Retype all of the data exactly as given.

## DATA:

╭──

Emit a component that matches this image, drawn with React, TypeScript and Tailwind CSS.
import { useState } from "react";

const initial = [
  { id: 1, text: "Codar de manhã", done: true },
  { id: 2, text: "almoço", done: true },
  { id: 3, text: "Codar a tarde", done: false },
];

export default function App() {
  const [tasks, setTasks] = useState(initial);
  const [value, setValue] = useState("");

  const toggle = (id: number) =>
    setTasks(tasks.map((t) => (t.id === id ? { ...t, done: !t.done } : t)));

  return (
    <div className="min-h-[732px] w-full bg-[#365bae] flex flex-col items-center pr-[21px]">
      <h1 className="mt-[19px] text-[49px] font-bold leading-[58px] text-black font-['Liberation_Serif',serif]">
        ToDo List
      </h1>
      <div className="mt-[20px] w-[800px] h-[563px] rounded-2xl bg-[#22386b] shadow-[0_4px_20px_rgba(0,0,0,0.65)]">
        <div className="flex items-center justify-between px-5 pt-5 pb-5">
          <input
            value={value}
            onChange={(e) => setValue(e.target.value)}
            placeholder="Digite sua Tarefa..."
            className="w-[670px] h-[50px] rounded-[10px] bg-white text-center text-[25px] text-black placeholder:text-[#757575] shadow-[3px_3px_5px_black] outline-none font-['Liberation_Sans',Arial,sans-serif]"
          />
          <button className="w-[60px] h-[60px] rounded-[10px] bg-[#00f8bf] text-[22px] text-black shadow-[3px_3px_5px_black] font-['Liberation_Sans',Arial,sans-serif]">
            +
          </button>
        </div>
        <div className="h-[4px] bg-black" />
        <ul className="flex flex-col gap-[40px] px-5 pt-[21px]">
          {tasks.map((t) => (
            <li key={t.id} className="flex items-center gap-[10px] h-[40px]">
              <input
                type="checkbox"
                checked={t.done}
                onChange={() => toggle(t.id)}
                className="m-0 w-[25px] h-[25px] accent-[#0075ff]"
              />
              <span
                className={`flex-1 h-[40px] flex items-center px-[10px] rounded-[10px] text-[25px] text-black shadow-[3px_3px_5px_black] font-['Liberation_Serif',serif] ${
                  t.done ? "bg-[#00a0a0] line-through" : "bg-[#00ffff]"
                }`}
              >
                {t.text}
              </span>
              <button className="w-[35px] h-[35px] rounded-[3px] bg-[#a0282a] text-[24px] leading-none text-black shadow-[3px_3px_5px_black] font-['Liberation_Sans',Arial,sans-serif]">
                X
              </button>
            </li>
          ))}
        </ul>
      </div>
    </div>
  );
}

╰──

## SOLUTION:
Emit a component that matches this image, drawn with React, TypeScript and Tailwind CSS.
import { useState } from "react";

const initial = [
  { id: 1, text: "Codar de manhã", done: true },
  { id: 2, text: "almoço", done: true },
  { id: 3, text: "Codar a tarde", done: false },
];

export default function App() {
  const [tasks, setTasks] = useState(initial);
  const [value, setValue] = useState("");

  const toggle = (id: number) =>
    setTasks(tasks.map((t) => (t.id === id ? { ...t, done: !t.done } : t)));

  return (
    <div className="min-h-[732px] w-full bg-[#365bae] flex flex-col items-center pr-[21px]">
      <h1 className="mt-[19px] text-[49px] font-bold leading-[58px] text-black font-['Liberation_Serif',serif]">
        ToDo List
      </h1>
      <div className="mt-[20px] w-[800px] h-[563px] rounded-2xl bg-[#22386b] shadow-[0_4px_20px_rgba(0,0,0,0.65)]">
        <div className="flex items-center justify-between px-5 pt-5 pb-5">
          <input
            value={value}
            onChange={(e) => setValue(e.target.value)}
            placeholder="Digite sua Tarefa..."
            className="w-[670px] h-[50px] rounded-[10px] bg-white text-center text-[25px] text-black placeholder:text-[#757575] shadow-[3px_3px_5px_black] outline-none font-['Liberation_Sans',Arial,sans-serif]"
          />
          <button className="w-[60px] h-[60px] rounded-[10px] bg-[#00f8bf] text-[22px] text-black shadow-[3px_3px_5px_black] font-['Liberation_Sans',Arial,sans-serif]">
            +
          </button>
        </div>
        <div className="h-[4px] bg-black" />
        <ul className="flex flex-col gap-[40px] px-5 pt-[21px]">
          {tasks.map((t) => (
            <li key={t.id} className="flex items-center gap-[10px] h-[40px]">
              <input
                type="checkbox"
                checked={t.done}
                onChange={() => toggle(t.id)}
                className="m-0 w-[25px] h-[25px] accent-[#0075ff]"
              />
              <span
                className={`flex-1 h-[40px] flex items-center px-[10px] rounded-[10px] text-[25px] text-black shadow-[3px_3px_5px_black] font-['Liberation_Serif',serif] ${
                  t.done ? "bg-[#00a0a0] line-through" : "bg-[#00ffff]"
                }`}
              >
                {t.text}
              </span>
              <button className="w-[35px] h-[35px] rounded-[3px] bg-[#a0282a] text-[24px] leading-none text-black shadow-[3px_3px_5px_black] font-['Liberation_Sans',Arial,sans-serif]">
                X
              </button>
            </li>
          ))}
        </ul>
      </div>
    </div>
  );
}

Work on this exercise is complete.